A Salman Rushdie lo sacan siempre con cara de perseguido en las fotos. En persona es amable y propenso a la sonrisa, y tiene una gran disposición para disfrutar de todo, lo mismo la cena que la conversación. Ya era así cuando vivía escondido, la primera vez que me encontré con él, hace ahora 17 años justos. Parece que fue ayer. Ahora vive tranquilo, sin guardaespaldas ni artificieros que lleguen una hora antes al restaurante en el que va a cenar, pero su aspecto es más o menos el mismo que entonces, salvo la breve barba que ahora es gris y la cara más redonda.
Hemos cenado con él, invitados por su editor español, Claudio López de Lamadrid. Rushdie tiene cara de cansancio, porque llegó esta mañana muy temprano de Berlín, y lleva ya una temporada de promoción de sus memorias por Europa y Estados Unidos. Pero disfruta mucho contando cosas y también pregunta sobre la situación en España, y aprecia el sabor de los tomates de la ensalada y del vino tinto. Ya no hay que cenar con él en reservados con vigilancia. En el salón ruidoso del restaurante la gente lo mira y hay quien se acerca a él para estrecharle la mano y mostrarle su simpatía. Se acuerda de cuando estuvimos en la Alhambra, en septiembre de 1995, a la hora en que acababan de cerrarla para los visitantes. La Alhambra desierta, en la luz suave de septiembre en Granada, y mi amigo el profesor Emilio de Santiago explicándole a Rushdie cada estancia, traduciéndole los versos en árabe de las paredes. La Alhambra le hacía acordarse del Castillo Rojo de Delhi.

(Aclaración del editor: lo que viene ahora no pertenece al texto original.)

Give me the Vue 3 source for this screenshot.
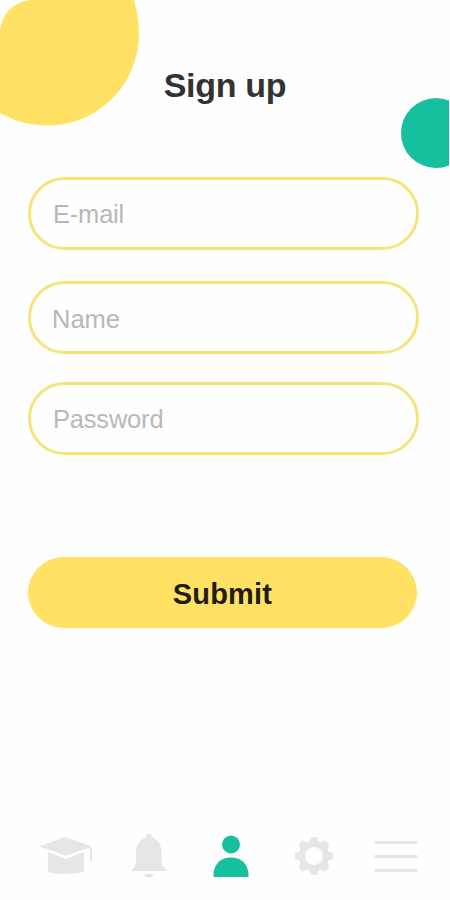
<template>
  <main class="screen">
    <svg class="blob" viewBox="0 0 142 128" aria-hidden="true">
      <path d="M0 31 Q3 4 31 0 H134 C136 7 139 20 139 35 C138 85 98 125.500 47 125.500 C29 125.500 12 120 0 113 Z" />
    </svg>
    <div class="dot"></div>

    <h1 class="title">Sign up</h1>

    <form class="form" @submit.prevent>
      <input
        v-for="field in fields"
        :key="field.name"
        v-model="form[field.name]"
        class="field"
        :class="field.name"
        :type="field.type"
        :placeholder="field.label"
      />
      <button type="submit" class="submit">Submit</button>
    </form>

    <nav class="tabs">
      <button type="button" class="tab" aria-label="Courses">
        <svg width="56" height="42" viewBox="0 0 56 42">
          <path d="M1 11.500 L27 2 L54 11.500 L28 20.500 Z" />
          <path d="M10 17 L28 24 L46 17 V37 Q28 41 10 37 Z" />
          <path class="tassel" d="M50 12 L53 13.500 V26" />
        </svg>
      </button>
      <button type="button" class="tab" aria-label="Notifications">
        <svg width="38" height="46" viewBox="0 0 38 46">
          <path d="M19 0.500 C21 0.500 22 2.500 22 4.500 C29 7 31.500 13 31.500 20 V27 C31.500 32 34 35 37 38 H1 C4 35 6 32 6 27 V20 C6 13 9 7 16 4.500 C16 2.500 17 0.500 19 0.500 Z" />
          <path d="M14.500 41 H23.500 C23 46 15 46 14.500 41 Z" />
        </svg>
      </button>
      <button type="button" class="tab active" aria-label="Profile">
        <svg width="36" height="43" viewBox="0 0 36 43">
          <circle cx="18" cy="9.500" r="9" />
          <path d="M0.500 42 V38 C2 28 8 22.500 18 22.500 C28 22.500 34 28 35.500 38 V42 Z" />
        </svg>
      </button>
      <button type="button" class="tab" aria-label="Settings">
        <svg width="40" height="40" viewBox="-20 -20 40 40">
          <circle class="ring" r="12" />
          <path v-for="n in 8" :key="n" d="M-5 -14 L-2.800 -19 H2.800 L5 -14 Z" :transform="`rotate(${n * 45})`" />
        </svg>
      </button>
      <button type="button" class="tab" aria-label="Menu">
        <svg width="44" height="33" viewBox="0 0 44 33">
          <path class="line" d="M0.500 2.500 H43.500 M0.500 16.500 H43.500 M0.500 30.500 H43.500" />
        </svg>
      </button>
    </nav>
  </main>
</template>

<script setup>
import { reactive } from 'vue';

const fields = [
  { name: 'email', label: 'E-mail', type: 'email' },
  { name: 'name', label: 'Name', type: 'text' },
  { name: 'password', label: 'Password', type: 'password' }
];

const form = reactive({ email: '', name: '', password: '' });
</script>

<style>
body {
  margin: 0;
  background: #fefefe;
}
</style>

<style scoped>
.screen {
  position: relative;
  box-sizing: border-box;
  width: 449px;
  height: 900px;
  padding: 65px 30px 21px 28px;
  display: flex;
  flex-direction: column;
  overflow: hidden;
  font-family: "Liberation Sans", Arial, sans-serif;
}

.blob {
  position: absolute;
  top: 0;
  left: 0;
  width: 142px;
  height: 128px;
  fill: #ffe164;
}

.dot {
  position: absolute;
  top: 98px;
  left: 401px;
  width: 70px;
  height: 70px;
  border-radius: 50%;
  background: #16bf9d;
}

.title {
  margin: 0 0 72px;
  padding-left: 3px;
  text-align: center;
  font-size: 34px;
  line-height: 40px;
  font-weight: 700;
  letter-spacing: -0.3px;
  color: #333;
}

.form {
  display: flex;
  flex-direction: column;
}

.field {
  box-sizing: border-box;
  width: 391px;
  height: 73px;
  margin: 0 0 31px;
  padding: 1px 22px 0;
  border: 3px solid #f5e47a;
  border-radius: 37px;
  outline: none;
  background: transparent;
  font-family: inherit;
  font-size: 25.500px;
  letter-spacing: -0.2px;
  color: #333;
}

.field.name {
  margin-bottom: 28px;
  padding: 3px 21px 0;
  letter-spacing: 0;
}

.field.password {
  margin-bottom: 102px;
}

.field::placeholder {
  color: #b8b8b8;
  opacity: 1;
}

.submit {
  width: 389px;
  height: 71px;
  padding: 4px 0 0;
  border: none;
  border-radius: 36px;
  background: #ffe164;
  font-family: inherit;
  font-size: 29px;
  font-weight: 700;
  letter-spacing: 0.2px;
  color: #211c16;
  cursor: pointer;
}

.tabs {
  display: grid;
  grid-template-columns: repeat(5, 82.500px);
  align-items: center;
  height: 46px;
  margin: auto 0 0 -3px;
}

.tab {
  display: flex;
  justify-content: center;
  padding: 0;
  border: none;
  background: none;
  color: #e6e6e6;
  cursor: pointer;
}

.tab.active {
  color: #16bf9d;
}

.tab svg {
  display: block;
  flex: none;
  fill: currentColor;
}

.tab .tassel,
.tab .ring,
.tab .line {
  fill: none;
  stroke: currentColor;
}

.tab .tassel {
  stroke-width: 2;
}

.tab .ring {
  stroke-width: 6;
}

.tab .line {
  stroke-width: 3;
}
</style>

Ahora, por fin, ha contado en un libro aquellos años que vivió amenazado y escondido, condenado a muerte. Dice que le habría sido imposible hacer ficción con ese material: hay cosas que tienen que ser contadas exactamente como sucedieron. Le pregunto por su hijo mayor, Zafar, que tenía 9 años cuando empezó todo, y que era, según recuerdo, su mayor preocupación en aquellos tiempos. No quería que su hijo sufriera, que se viera alterada su vida de niño. En el reportaje que escribí entonces no pude contar que se veían con frecuencia. Ahora Zafar es un hombre joven de 33 años perfectamente jovial, sano, tranquilo, sin sombra de trauma. “Mucho más equilibrado que yo”, dice Rushdie, y se echa a reir. Este hombre apacible es un héroe de algunas de las cosas que más me importan: la libertad de expresión, la libertad de imaginar y contar.